**Task requirements**
Show all lines of the listing that hold the word "index".

--------------------------------------------------

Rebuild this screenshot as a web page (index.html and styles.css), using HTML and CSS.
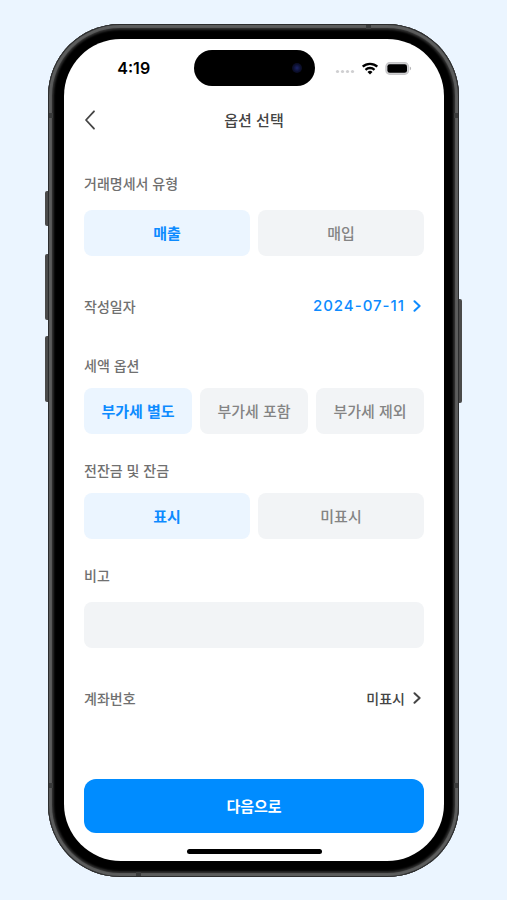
FILE: index.html
```html
<!DOCTYPE html>
<html lang="ko">

<head>
  <meta charset="UTF-8">
  <meta name="viewport" content="width=device-width, initial-scale=1.0">
  <title>옵션 선택</title>
  <link rel="stylesheet" href="styles.css">
</head>
<body>
  <div class="phone">
    <!-- Side buttons -->
    <span class="key key-action"></span>
    <span class="key key-up"></span>
    <span class="key key-down"></span>
    <span class="key key-power"></span>

    <!-- Antenna bands -->
    <span class="band band-top"></span>
    <span class="band band-bottom"></span>
    <span class="band band-side band-left band-high"></span>
    <span class="band band-side band-right band-high"></span>
    <span class="band band-side band-left band-low"></span>
    <span class="band band-side band-right band-low"></span>

    <div class="screen">
      <!-- Status bar -->
      <div class="status">
        <span class="time">4:19</span>
        <div class="island"><span class="camera"></span></div>
        <div class="status-icons">
          <svg width="20" height="12" viewBox="0 0 20 12" fill="#cfcfd1">
            <circle cx="2.5" cy="9.5" r="1.6"/>
            <circle cx="7.5" cy="9.5" r="1.6"/>
            <circle cx="12.5" cy="9.5" r="1.6"/>
            <circle cx="17.5" cy="9.5" r="1.6"/>
          </svg>
          <svg width="18" height="13" viewBox="0 0 18 13" fill="none" stroke="#000" stroke-width="2.3">
            <path d="M1.7 4.7a10.6 10.6 0 0 1 14.6 0"/>
            <path d="M4.5 7.8a6.5 6.5 0 0 1 9 0"/>
            <path d="M9 12.4L6.5 9.9a3.6 3.6 0 0 1 5 0z" fill="#000" stroke="none"/>
          </svg>
          <svg width="27" height="13" viewBox="0 0 27 13">
            <rect x="0.9" y="0.7" width="22.6" height="11.6" rx="3.8" fill="#d2d2d4" stroke="#c6c6c8" stroke-width="1.2"/>
            <rect x="2.4" y="2.2" width="19.6" height="8.6" rx="2.4" fill="#000"/>
            <path d="M24.8 4.6c1.8.6 1.8 3.2 0 3.8z" fill="#b5b5b7"/>
          </svg>
        </div>
      </div>

      <!-- Navigation bar -->
      <header class="navbar">
        <button class="back" type="button" aria-label="뒤로">
          <svg width="12" height="20" viewBox="0 0 12 20" fill="none" stroke="#444" stroke-width="1.8" stroke-linecap="round" stroke-linejoin="round">
            <path d="M10 1.3L2 10l8 8.7"/>
          </svg>
        </button>
        <h1>옵션 선택</h1>
      </header>

      <form class="options">
        <section class="group group-loose">
          <h2 class="label">거래명세서 유형</h2>
          <div class="choices">
            <button class="choice selected" type="button">매출</button>
            <button class="choice" type="button">매입</button>
          </div>
        </section>

        <section class="row">
          <h2 class="label">작성일자</h2>
          <button class="value date" type="button">
            2024-07-11
            <svg width="8" height="12" viewBox="0 0 8 12" fill="none" stroke="currentColor" stroke-width="2" stroke-linecap="round" stroke-linejoin="round">
              <path d="M1.5 1.3L6.6 6l-5.1 4.7"/>
            </svg>
          </button>
        </section>

        <section class="group">
          <h2 class="label">세액 옵션</h2>
          <div class="choices">
            <button class="choice selected" type="button">부가세 별도</button>
            <button class="choice" type="button">부가세 포함</button>
            <button class="choice" type="button">부가세 제외</button>
          </div>
        </section>

        <section class="group">
          <h2 class="label">전잔금 및 잔금</h2>
          <div class="choices">
            <button class="choice selected" type="button">표시</button>
            <button class="choice" type="button">미표시</button>
          </div>
        </section>

        <section class="group group-loose">
          <label class="label" for="note">비고</label>
          <input class="note" type="text" id="note" name="note">
        </section>

        <section class="row">
          <h2 class="label">계좌번호</h2>
          <button class="value" type="button">
            미표시
            <svg width="8" height="12" viewBox="0 0 8 12" fill="none" stroke="currentColor" stroke-width="2" stroke-linecap="round" stroke-linejoin="round">
              <path d="M1.5 1.3L6.6 6l-5.1 4.7"/>
            </svg>
          </button>
        </section>

        <button class="next" type="submit">다음으로</button>
      </form>

      <div class="home-bar"></div>
    </div>
  </div>
</body>
</html>
```

FILE: styles.css
```css
* {
  box-sizing: border-box;
}

body {
  font-family: "Noto Sans CJK KR", sans-serif;
  margin: 0;
  padding: 24px 48px 23px;
  display: flex;
  justify-content: center;
  background-color: #ebf5ff;
  min-height: 100vh;
}

h1, h2 {
  margin: 0;
}

button, input {
  font-family: inherit;
  border: none;
  margin: 0;
  padding: 0;
}

button {
  background: none;
  cursor: pointer;
}

svg {
  display: block;
}

/* Phone body */
.phone {
  position: relative;
  display: flex;
  width: 100%;
  max-width: 430px;
  padding: 15px 15px 16px 16px;
  border-radius: 72px;
  background-color: #000;
  box-shadow: inset 0 0 0 1px #2c2d2e, inset 0 0 1px 4px #5c5d5d, inset 0 0 2px 6px #2b2b2b;
}

.key {
  position: absolute;
  width: 3px;
  background-color: #4a4a4a;
}

.key-action {
  left: -3px;
  top: 167px;
  height: 35px;
  border-radius: 2px 0 0 2px;
}

.key-up,
.key-down {
  left: -3px;
  top: 230px;
  height: 66px;
  border-radius: 2px 0 0 2px;
}

.key-down {
  top: 312px;
}

.key-power {
  right: -3px;
  top: 275px;
  height: 104px;
  border-radius: 0 2px 2px 0;
}

.band {
  position: absolute;
  width: 5px;
  height: 4px;
  background-color: #3a3b3b;
}

.band-top {
  top: 1px;
  right: 88px;
}

.band-bottom {
  bottom: 1px;
  left: 88px;
}

.band-side {
  width: 4px;
  height: 5px;
}

.band-left {
  left: 1px;
}

.band-right {
  right: 1px;
}

.band-high {
  top: 89px;
}

.band-low {
  bottom: 89px;
}

.screen {
  flex: 1;
  display: flex;
  flex-direction: column;
  padding: 0 20px 7px;
  border-radius: 57px;
  background-color: #fff;
}

/* Status bar */
.status {
  display: grid;
  grid-template-columns: 1fr 121px 1fr;
  align-items: center;
  height: 58px;
}

.time {
  font-family: Inter, sans-serif;
  font-size: 16px;
  font-weight: 600;
  text-align: center;
  color: #000;
  padding-right: 10px;
}

.island {
  display: flex;
  align-items: center;
  justify-content: flex-end;
  height: 36px;
  padding-right: 13px;
  border-radius: 18px;
  background-color: #000;
}

.camera {
  width: 10px;
  height: 10px;
  border-radius: 50%;
  background: radial-gradient(circle, #1c2468 0, #0c1030 50%, #05060f 100%);
}

.status-icons {
  display: flex;
  align-items: center;
  justify-content: flex-end;
  gap: 6px;
  padding-right: 12px;
}

/* Navigation bar */
.navbar {
  display: grid;
  grid-template-columns: 40px 1fr 40px;
  align-items: center;
  height: 46px;
}

.back {
  width: 40px;
  height: 40px;
  display: flex;
  align-items: center;
}

.navbar h1 {
  font-size: 15px;
  font-weight: 500;
  line-height: 20px;
  text-align: center;
  color: #444;
}

/* Options */
.options {
  flex: 1;
  display: flex;
  flex-direction: column;
  padding-top: 30px;
}

.label {
  display: block;
  font-size: 14px;
  font-weight: 500;
  line-height: 20px;
  color: #707070;
}

.group {
  display: flex;
  flex-direction: column;
  gap: 13px;
  margin-bottom: 26px;
}

.group-loose {
  gap: 17px;
  margin-bottom: 40px;
}

.group-loose + .row {
  margin-bottom: 39px;
}

.row {
  display: flex;
  justify-content: space-between;
  align-items: center;
}

.choices {
  display: flex;
  gap: 8px;
}

.choice {
  flex: 1;
  height: 46px;
  border-radius: 8px;
  font-size: 15px;
  font-weight: 500;
  line-height: 20px;
  color: #848484;
  background-color: #f2f4f6;
}

.choice.selected {
  font-weight: 700;
  color: #0d8bff;
  background-color: #ebf5ff;
}

.note {
  width: 100%;
  height: 46px;
  padding: 0 16px;
  border-radius: 8px;
  font-size: 15px;
  background-color: #f2f4f6;
}

.value {
  display: flex;
  align-items: center;
  gap: 8px;
  padding-right: 3px;
  font-size: 14px;
  font-weight: 500;
  line-height: 20px;
  color: #444;
}

.date {
  font-family: Inter, sans-serif;
  font-size: 15px;
  letter-spacing: 1px;
  color: #0d8bff;
}

.next {
  height: 54px;
  margin-top: auto;
  margin-bottom: 16px;
  border-radius: 12px;
  font-size: 15px;
  font-weight: 700;
  line-height: 20px;
  color: #fff;
  background-color: #008cff;
}

.home-bar {
  width: 135px;
  height: 5px;
  margin: 0 auto;
  border-radius: 3px;
  background-color: #000;
}
```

--------------------------------------------------

**Finished answer**
Rebuild this screenshot as a web page (index.html and styles.css), using HTML and CSS.
FILE: index.html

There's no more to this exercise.